2. Les différentes variétés de la langue française dans le monde

Durant les premiers siècles de son existence, la langue française (née officiellement en 842) connaissait des variations diatopiques d'une grande amplitude, c'est-à-dire d'importantes variations régionales : on ne parlait pas le même français à Tournai qu'à Lyon, à Arras qu'à Troyes – les différences étaient telles qu'un Champenois ne comprenait pas un Bourguignon ou un Normand, un Gascon.
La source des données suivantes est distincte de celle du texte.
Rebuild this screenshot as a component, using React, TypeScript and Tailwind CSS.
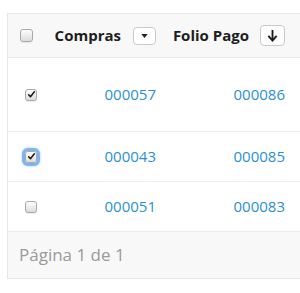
import React from 'react';

function Box({ checked, focused, size = 13 }: { checked?: boolean; focused?: boolean; size?: number }) {
  return (
    <span
      className={`relative inline-flex items-center justify-center rounded-[3px] border border-[#a9a9a9] bg-gradient-to-b from-[#fdfdfd] to-[#dcdcdc] ${
        focused ? 'shadow-[0_0_0_3px_#7fb2f0,0_0_3px_3px_#a9cdf7]' : 'shadow-[0_1px_1px_rgba(0,0,0,0.08)]'
      }`}
      style={{ width: size, height: size }}
    >
      {checked && (
        <svg viewBox="0 0 12 12" className="h-[9px] w-[9px]">
          <path d="M2.2 6.4 L4.6 9 L9.8 2.4" fill="none" stroke="#1a1a1a" strokeWidth="2" strokeLinecap="round" strokeLinejoin="round" />
        </svg>
      )}
    </span>
  );
}

const rows = [
  { compra: '000057', folio: '000086', checked: true, h: 'h-[74px]' },
  { compra: '000043', folio: '000085', checked: true, focused: true, h: 'h-[50px]' },
  { compra: '000051', folio: '000083', checked: false, h: 'h-[50px]' },
];

export default function App() {
  return (
    <div className="h-[293px] w-[300px] bg-white pt-[13px] pl-[7px] font-['Open_Sans',sans-serif]">
      <div className="border-l border-[#e6e6e6]">
        <div className="flex h-[45px] items-center border-y border-[#e8e8e8] bg-[#f8f8f8]">
          <div className="flex w-[44px] justify-start pl-[12px]">
            <Box />
          </div>
          <div className="flex w-[104px] items-center justify-end gap-[12px] text-[15px] font-bold text-[#1e1e1e]">
            <span>Compras</span>
            <span className="flex h-[18px] w-[23px] items-center justify-center rounded-[4px] border border-[#c9c9c9] bg-white">
              <svg viewBox="0 0 8 5" className="h-[4px] w-[7px]">
                <path d="M0 0 H8 L4 5 Z" fill="#222" />
              </svg>
            </span>
          </div>
          <div className="flex w-[129px] items-center justify-end gap-[11px] text-[15px] font-bold text-[#1e1e1e]">
            <span>Folio Pago</span>
            <span className="flex h-[21px] w-[25px] items-center justify-center rounded-[4px] border border-[#c9c9c9] bg-white">
              <svg viewBox="0 0 12 14" className="h-[13px] w-[11px]">
                <path d="M6 1 V12" stroke="#1a1a1a" strokeWidth="2" />
                <path d="M1.5 7.5 L6 12.5 L10.5 7.5" fill="none" stroke="#1a1a1a" strokeWidth="2" />
              </svg>
            </span>
          </div>
        </div>
        {rows.map((r) => (
          <div key={r.compra} className={`flex ${r.h} items-center border-b border-[#ececec] text-[15px] text-[#2b8fd5]`}>
            <div className="flex w-[44px] pl-[17px]">
              <Box checked={r.checked} focused={r.focused} size={12} />
            </div>
            <div className="w-[104px] text-right">{r.compra}</div>
            <div className="w-[129px] text-right">{r.folio}</div>
          </div>
        ))}
        <div className="flex h-[47px] items-center border-b border-[#e6e6e6] bg-[#f8f8f8] pl-[11px] text-[17px] text-[#9a9a9a]">
          Página 1 de 1
        </div>
      </div>
    </div>
  );
}
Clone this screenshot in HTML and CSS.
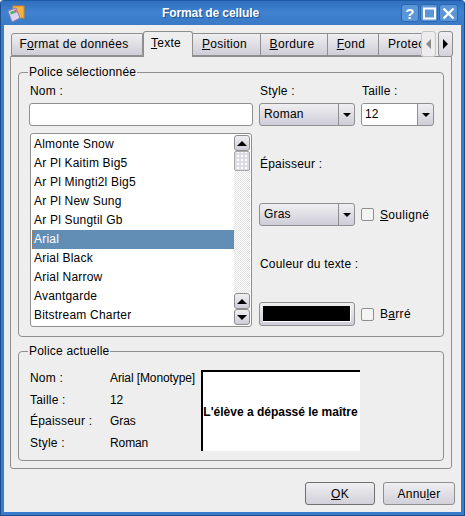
FILE: index.html
```html
<!DOCTYPE html>
<html lang="fr">
  <head>
    <meta charset="UTF-8" />
    <meta name="viewport" content="width=device-width, initial-scale=1" />
    <title>Format de cellule</title>
    <link rel="stylesheet" href="styles.css">
  </head>
  <body>
    <div class="window">
      <div class="titlebar">
        <svg class="app-icon" width="18" height="18" viewBox="0 0 18 18">
          <rect x="6" y="1" width="11" height="12" fill="#f5b43c" stroke="#d9822b"/>
          <path d="M1 6 L9 3 L13 13 L5 17 Z" fill="#d9d4f0" stroke="#8a80b8"/>
          <path d="M3 7 L7 5.5 L8 8 L4 9.5 Z" fill="#46b864"/>
          <path d="M7 5 L9 4.5 L10 7 L8 8 Z" fill="#e2557a"/>
        </svg>
        <span class="title-text">Format de cellule</span>
        <div class="title-buttons">
          <span class="title-btn">?</span>
          <span class="title-btn">
            <svg width="13" height="13" viewBox="0 0 13 13"><rect x="1" y="1.5" width="11" height="10" fill="none" stroke="#fff" stroke-width="2"/></svg>
          </span>
          <span class="title-btn">
            <svg width="13" height="13" viewBox="0 0 13 13"><path d="M1.5 1.5 L11.5 11.5 M11.5 1.5 L1.5 11.5" stroke="#fff" stroke-width="2.4"/></svg>
          </span>
        </div>
      </div>

      <div class="content">
        <div class="tabbar">
          <div class="tabs">
            <div class="tab tab-format">F<u>o</u>rmat de données</div>
            <div class="tab tab-active"><u>T</u>exte</div>
            <div class="tab tab-position"><u>P</u>osition</div>
            <div class="tab tab-bordure"><u>B</u>ordure</div>
            <div class="tab tab-fond"><u>F</u>ond</div>
            <div class="tab tab-protec">Protec</div>
          </div>
          <div class="tab-scroll tab-scroll-off"><span class="arrow-left"></span></div>
          <div class="tab-scroll"><span class="arrow-right"></span></div>
        </div>

        <div class="panel">
          <fieldset class="group group-font">
            <legend>Police sélectionnée</legend>
            <div class="font-grid">
              <label class="field-label">Nom :</label>
              <label class="field-label">Style :</label>
              <label class="field-label">Taille :</label>

              <div class="input"></div>
              <div class="combo"><span class="combo-text">Roman</span><span class="combo-btn"><i class="arrow-down"></i></span></div>
              <div class="combo combo-edit"><span class="combo-text">12</span><span class="combo-btn"><i class="arrow-down"></i></span></div>

              <div class="listbox">
                <ul class="list">
                  <li>Almonte Snow</li>
                  <li>Ar Pl Kaitim Big5</li>
                  <li>Ar Pl Mingti2l Big5</li>
                  <li>Ar Pl New Sung</li>
                  <li>Ar Pl Sungtil Gb</li>
                  <li class="selected">Arial</li>
                  <li>Arial Black</li>
                  <li>Arial Narrow</li>
                  <li>Avantgarde</li>
                  <li>Bitstream Charter</li>
                </ul>
                <div class="scrollbar">
                  <div class="sb-btn"><i class="arrow-up"></i></div>
                  <div class="sb-thumb"></div>
                  <div class="sb-track"></div>
                  <div class="sb-btn"><i class="arrow-up"></i></div>
                  <div class="sb-btn"><i class="arrow-down"></i></div>
                </div>
              </div>

              <div class="side">
                <div class="side-label">Épaisseur :</div>
                <div class="side-row">
                  <div class="combo combo-gras"><span class="combo-text">Gras</span><span class="combo-btn"><i class="arrow-down"></i></span></div>
                  <span class="check"></span><span class="check-text"><u>S</u>ouligné</span>
                </div>
                <div class="side-label">Couleur du texte :</div>
                <div class="side-row">
                  <div class="color-btn"><span class="color-swatch"></span></div>
                  <span class="check"></span><span class="check-text">B<u>a</u>rré</span>
                </div>
              </div>
            </div>
          </fieldset>

          <fieldset class="group group-current">
            <legend>Police actuelle</legend>
            <div class="current">
              <dl class="info">
                <dt>Nom :</dt><dd>Arial [Monotype]</dd>
                <dt>Taille :</dt><dd>12</dd>
                <dt>Épaisseur :</dt><dd>Gras</dd>
                <dt>Style :</dt><dd>Roman</dd>
              </dl>
              <div class="preview">L'élève a dépassé le maître</div>
            </div>
          </fieldset>
        </div>

        <div class="actions">
          <button class="btn btn-ok"><u>O</u>K</button>
          <button class="btn btn-cancel">Annu<u>l</u>er</button>
        </div>
      </div>
    </div>
  </body>
</html>
```

FILE: styles.css
```css
html,
body {
  margin: 0;
  padding: 0;
}

body {
  font-family: "Liberation Sans", Arial, sans-serif;
  font-size: 12px;
  letter-spacing: 0.2px;
  color: #000;
  background: #fff;
}

.window {
  width: 465px;
  height: 516px;
  box-sizing: border-box;
  display: flex;
  flex-direction: column;
  background: #3a7ccb;
  border: 1px solid #1d4f8f;
  border-top-color: #1f5aa6;
  border-radius: 4px 4px 0 0;
  overflow: hidden;
}

/* title bar */
.titlebar {
  height: 24px;
  flex: none;
  display: flex;
  align-items: center;
  background: linear-gradient(#2f6fbd, #3f82d0 45%, #3a7ac6);
}

.app-icon {
  flex: none;
  margin-left: 6px;
  margin-top: 2px;
}

.title-text {
  flex: 1;
  padding-right: 5px;
  text-align: center;
  color: #fff;
  font-weight: bold;
  font-size: 12px;
  letter-spacing: -0.1px;
  text-shadow: 1px 1px 1px #1d4f8f;
}

.title-buttons {
  flex: none;
  margin-right: 6px;
  display: flex;
  gap: 1px;
}

.title-btn {
  width: 16px;
  height: 16px;
  display: flex;
  align-items: center;
  justify-content: center;
  background: #5a96d8;
  border: 1px solid #2c66ae;
  border-radius: 3px;
  color: #fff;
  font-weight: bold;
  font-size: 15px;
}

.title-btn:last-child {
  width: 17px;
}

/* main area */
.content {
  flex: 1;
  margin: 0 3px 3px;
  padding: 6px 6px 0 6px;
  background: #eeeeee;
  display: flex;
  flex-direction: column;
}

.tabbar {
  display: flex;
  height: 26px;
  position: relative;
  z-index: 1;
}

.tabs {
  width: 410px;
  margin-left: 1px;
  display: flex;
  overflow: hidden;
  flex: none;
  align-items: flex-end;
}

.tab {
  flex: none;
  box-sizing: border-box;
  height: 23px;
  margin-bottom: 1px;
  padding-right: 4px;
  line-height: 21px;
  letter-spacing: 0.3px;
  text-align: center;
  background: linear-gradient(#efeff1, #cfcdd8);
  border: 1px solid #8f8f8f;
  border-left-width: 0;
}

.tab-format {
  width: 132px;
  padding-right: 6px;
  border-left-width: 1px;
  border-radius: 3px 0 0 0;
}

.tab-active {
  width: 50px;
  height: 26px;
  margin-bottom: 0;
  line-height: 22px;
  padding-bottom: 2px;
  background: #eeeeee;
  border-left-width: 1px;
  border-bottom: 0;
  border-radius: 3px 3px 0 0;
}

.tab-position {
  width: 68px;
}

.tab-bordure {
  width: 67px;
}

.tab-fond {
  width: 51px;
}

.tab-protec {
  width: 42px;
  padding: 0 0 0 9px;
  text-align: left;
  border-right: 0;
}

.tab-scroll {
  width: 15px;
  height: 26px;
  box-sizing: border-box;
  margin-left: 2px;
  display: flex;
  align-items: center;
  justify-content: center;
  background: linear-gradient(#efeff1, #d4d2dc);
  border: 1px solid #8f8f8f;
  border-radius: 3px;
}

.tab-scroll-off {
  margin-left: 0;
  background: #eeecec;
  border-color: #c4c4c4;
}

.arrow-left,
.arrow-right {
  width: 0;
  height: 0;
  border-top: 5px solid transparent;
  border-bottom: 5px solid transparent;
}

.arrow-left {
  border-right: 5px solid #8a8a8a;
}

.arrow-right {
  border-left: 5px solid #000;
}

.arrow-up,
.arrow-down {
  display: block;
  width: 0;
  height: 0;
  border-left: 5px solid transparent;
  border-right: 5px solid transparent;
}

.arrow-up {
  border-bottom: 5px solid #000;
}

.arrow-down {
  border-top: 5px solid #000;
}

.panel {
  width: 442px;
  height: 413px;
  box-sizing: border-box;
  margin-top: -1px;
  padding: 8px 7px 0;
  border: 1px solid #8f8f8f;
  border-radius: 0 0 3px 3px;
  display: flex;
  flex-direction: column;
  gap: 7px;
}

.group {
  margin: 0;
  padding: 0 0 0 10px;
  border: 1px solid #8f8f8f;
  border-radius: 4px;
  min-width: 0;
}

.group legend {
  padding: 0 1px;
  margin-left: -1px;
  line-height: 14px;
}

.group-font {
  height: 272px;
  box-sizing: border-box;
}

.group-current {
  height: 117px;
  box-sizing: border-box;
}

/* font choice */
.font-grid {
  display: grid;
  grid-template-columns: 224px 96px 73px;
  grid-template-rows: 24px 23px 193px;
  column-gap: 6px;
}

.field-label {
  line-height: 14px;
  padding-left: 1px;
  padding-top: 5px;
}

.input {
  box-sizing: border-box;
  height: 23px;
  background: #fff;
  border: 1px solid #8f8f8f;
  border-radius: 3px;
}

.combo {
  box-sizing: border-box;
  height: 23px;
  display: flex;
  background: linear-gradient(#efeff1, #cfcdd8);
  border: 1px solid #8f8f8f;
  border-radius: 3px;
}

.combo-text {
  flex: 1;
  line-height: 21px;
  padding-left: 4px;
}

.combo-btn {
  width: 15px;
  display: flex;
  align-items: center;
  justify-content: center;
  border-left: 1px solid #8f8f8f;
}

.combo-btn .arrow-down {
  border-left-width: 4px;
  border-right-width: 4px;
  border-top-width: 4px;
}

.combo-edit .combo-text {
  background: #fff;
  border-radius: 2px 0 0 2px;
  padding-left: 3px;
}

.combo-gras {
  width: 96px;
  flex: none;
}

.listbox {
  grid-column: 1;
  box-sizing: border-box;
  width: 222px;
  height: 194px;
  margin: 7px 0 0 1px;
  padding: 1px;
  display: flex;
  background: #fff;
  border: 1px solid #8f8f8f;
  border-radius: 3px;
}

.list {
  flex: 1;
  margin: 0;
  padding: 0;
  list-style: none;
}

.list li {
  height: 19px;
  line-height: 19px;
  padding-left: 2px;
}

.list li.selected {
  background: #628eb6;
  color: #fff;
  outline: 1px dotted #b5793a;
  outline-offset: -1px;
}

.scrollbar {
  width: 16px;
  display: flex;
  flex-direction: column;
}

.sb-btn {
  box-sizing: border-box;
  height: 16px;
  flex: none;
  display: flex;
  align-items: center;
  justify-content: center;
  background: linear-gradient(#efeff1, #cfcdd8);
  border: 1px solid #8f8f8f;
  border-radius: 3px;
}

.sb-thumb {
  box-sizing: border-box;
  height: 20px;
  flex: none;
  background-color: #dcdbe4;
  background-image: radial-gradient(#fff 1px, transparent 1px);
  background-size: 4px 4px;
  background-position: 1px 2px;
  border: 1px solid #a9a9a9;
  border-radius: 2px;
}

.sb-track {
  flex: 1;
  background: repeating-conic-gradient(#e2e2e2 0 25%, #fff 0 50%) 0 0 / 2px 2px;
}

.side {
  grid-column: 2 / span 2;
  display: grid;
  grid-template-rows: 62px 31px 76px 24px;
  margin-top: 7px;
}

.side-label {
  align-self: center;
  padding-left: 1px;
}

.side-row {
  display: flex;
  align-items: center;
  align-self: end;
}

.check {
  box-sizing: border-box;
  width: 13px;
  height: 13px;
  margin: 0 6px;
  background: #f4f4f4;
  border: 1px solid #8f8f8f;
  border-radius: 2px;
}

.check-text {
  letter-spacing: 0.3px;
}

.color-btn {
  box-sizing: border-box;
  width: 96px;
  height: 24px;
  flex: none;
  padding: 3px;
  background: linear-gradient(#efeff1, #cfcdd8);
  border: 1px solid #8f8f8f;
  border-radius: 3px;
}

.color-swatch {
  display: block;
  height: 100%;
  background: #000;
  border-right: 1px solid #fff;
  border-bottom: 1px solid #fff;
  box-sizing: border-box;
}

/* current font */
.current {
  display: flex;
  margin-top: 8px;
}

.info {
  width: 171px;
  margin: 0;
  padding: 1.5px 0 0 1px;
  display: grid;
  grid-template-columns: 80px 1fr;
  grid-auto-rows: 21.6px;
  align-items: center;
  flex: none;
}

.info dd {
  margin: 0;
  white-space: nowrap;
  letter-spacing: -0.1px;
}

.preview {
  width: 159px;
  height: 81px;
  box-sizing: border-box;
  margin-top: 4px;
  padding-right: 2px;
  display: flex;
  align-items: center;
  justify-content: center;
  background: #fff;
  border-top: 2px solid #000;
  border-left: 2px solid #000;
  font-weight: bold;
  font-size: 12px;
  letter-spacing: 0;
  white-space: nowrap;
}

/* dialog buttons */
.actions {
  display: flex;
  justify-content: flex-end;
  gap: 8px;
  margin-top: 13px;
}

.btn {
  box-sizing: border-box;
  height: 23px;
  padding: 0;
  font: inherit;
  letter-spacing: inherit;
  color: #000;
  background: linear-gradient(#efeff1, #d2d0da);
  border: 1px solid #8f8f8f;
  border-radius: 3px;
}

.btn-ok {
  width: 70px;
  border-color: #6f6f6f;
}

.btn-cancel {
  width: 72px;
}
```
Depuis la fin du XVIe siècle, sous l'action des premiers grammairiens, la langue française connait de manière continue un processus de standardisation, c'est-à-dire un processus qui vise à ramener les différentes variétés de la langue française à une norme unique en la codifiant (en l'« enfermant » dans des dictionnaires et des grammaires). Des grammairiens comme Vaugelas au XVIIe siècle (un des premiers académiciens français) ou Grevisse au XXe siècle participent de ce processus, qui a contribué à faire qu'aujourd'hui la langue française est une des langues les plus normées au monde.
Le processus de standardisation de la langue française a presque totalement abouti dans le domaine de la syntaxe : la construction de la phrase est identique en français de France, de Belgique, du Cameroun, d'Haïti ou du Québec. S'il y a des variations (par exemple dans la manière de construire le complément d'un verbe), elles n'empêchent pas l'intercompréhension entre francophones de différentes régions.
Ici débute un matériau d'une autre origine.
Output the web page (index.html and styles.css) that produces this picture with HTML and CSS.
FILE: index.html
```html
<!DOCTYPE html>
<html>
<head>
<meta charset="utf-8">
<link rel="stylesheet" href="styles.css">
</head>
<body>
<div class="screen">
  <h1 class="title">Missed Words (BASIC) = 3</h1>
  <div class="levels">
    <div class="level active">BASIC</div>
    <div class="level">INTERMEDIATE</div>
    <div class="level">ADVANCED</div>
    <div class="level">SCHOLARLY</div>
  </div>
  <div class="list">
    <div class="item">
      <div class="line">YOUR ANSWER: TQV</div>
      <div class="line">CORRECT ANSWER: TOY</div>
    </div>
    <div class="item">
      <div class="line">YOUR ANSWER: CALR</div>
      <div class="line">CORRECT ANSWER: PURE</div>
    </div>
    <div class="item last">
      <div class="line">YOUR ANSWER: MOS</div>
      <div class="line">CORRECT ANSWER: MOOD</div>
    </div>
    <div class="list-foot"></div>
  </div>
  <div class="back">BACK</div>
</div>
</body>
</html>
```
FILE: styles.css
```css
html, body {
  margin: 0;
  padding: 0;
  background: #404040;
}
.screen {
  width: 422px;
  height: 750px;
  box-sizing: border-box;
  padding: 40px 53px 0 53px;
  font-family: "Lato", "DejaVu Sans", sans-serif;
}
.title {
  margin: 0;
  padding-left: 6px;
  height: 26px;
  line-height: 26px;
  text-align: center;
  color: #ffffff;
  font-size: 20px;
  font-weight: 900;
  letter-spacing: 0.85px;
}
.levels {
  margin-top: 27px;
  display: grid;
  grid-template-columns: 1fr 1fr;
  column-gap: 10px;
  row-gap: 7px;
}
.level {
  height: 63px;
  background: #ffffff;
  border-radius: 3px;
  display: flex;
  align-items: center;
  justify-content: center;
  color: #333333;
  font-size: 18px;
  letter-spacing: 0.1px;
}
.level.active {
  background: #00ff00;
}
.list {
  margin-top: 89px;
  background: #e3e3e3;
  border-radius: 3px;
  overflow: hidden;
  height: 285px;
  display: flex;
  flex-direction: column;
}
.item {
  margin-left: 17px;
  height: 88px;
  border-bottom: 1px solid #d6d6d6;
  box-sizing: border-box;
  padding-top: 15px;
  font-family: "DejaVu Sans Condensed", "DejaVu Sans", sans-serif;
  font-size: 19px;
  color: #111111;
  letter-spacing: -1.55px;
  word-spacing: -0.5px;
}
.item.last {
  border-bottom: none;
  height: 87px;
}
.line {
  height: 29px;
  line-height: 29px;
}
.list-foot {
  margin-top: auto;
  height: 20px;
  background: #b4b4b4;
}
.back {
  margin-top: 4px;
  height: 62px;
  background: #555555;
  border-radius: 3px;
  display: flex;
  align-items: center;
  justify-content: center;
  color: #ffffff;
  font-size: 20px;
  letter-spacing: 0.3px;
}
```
Ce processus a totalement abouti dans le domaine de l'orthographe. Ainsi, contrairement à l'anglais, par exemple, le français s'écrit de la même manière dans tous les pays où l'on écrit en français. Seuls deux domaines offrent, aujourd'hui encore, une forte résistance à la standardisation.
La prononciation, tout d'abord. Même si la radio, la télévision, le cinéma contribuent à diffuser une manière standardisée de prononcer le français, un Québécois ne prononce pas le français comme un Parisien, un Liégeois ne prononce pas le français comme un Marseillais. Les différences dans la prononciation du français sont parfois tellement accusées qu'elles empêchent l'intercompréhension entre les francophones de régions différentes. Cela se traduit par exemple par la présence de sous-titres dans certaines émissions de TV5, qui ne diffuse pourtant que des émissions en langue française (c'est en effet la chaine de télévision de promotion de la langue française dans le monde).
Le lexique, ensuite, offre une résistance à la standardisation plus forte encore. Chaque région de langue française connait ainsi un certain nombre de mots qui lui sont totalement propres ou qu'elle partage partiellement avec le reste de la francophonie, à côté des mots communs à l'ensemble des pays et régions francophones.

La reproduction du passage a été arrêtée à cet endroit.